When creating the migration task, there is an option relevant to Oracle source databases – “Include LOB columns in replication”. The options are to exclude LOB columns entirely from the migration, to include them, or to truncate them to a maximum size. It is difficult to imagine a real world use case for truncating LOBs to an arbitrary size, but the option is there and is recommended by AWS to be used whenever possible, offering “significant performance gains”. In Full LOB mode, LOBs are migrated one at a time, chunk by chunk. If the LOBs are smaller than the maximum VARCHAR size (64K), then DMS can treat them as VARCHAR and fetch them in bulk. Hence AWS recommends a maximum LOB size of 64K when using DMS.

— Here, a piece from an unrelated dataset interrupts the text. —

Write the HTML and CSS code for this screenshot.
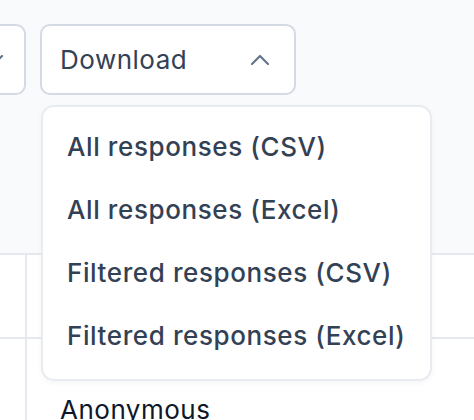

The declaration that the AWS Database Migration Service can migrate your database in “just a few clicks” may be true for a very simple data set. But in the real world, there are many considerations before you can reap the promised benefits of its simplicity. Planning is crucial to the success of any database migration. When using Cloud services such as AWS DMS, whereby there is a further layer of abstraction between the administrators and the databases, understanding the potential pitfalls becomes even more important.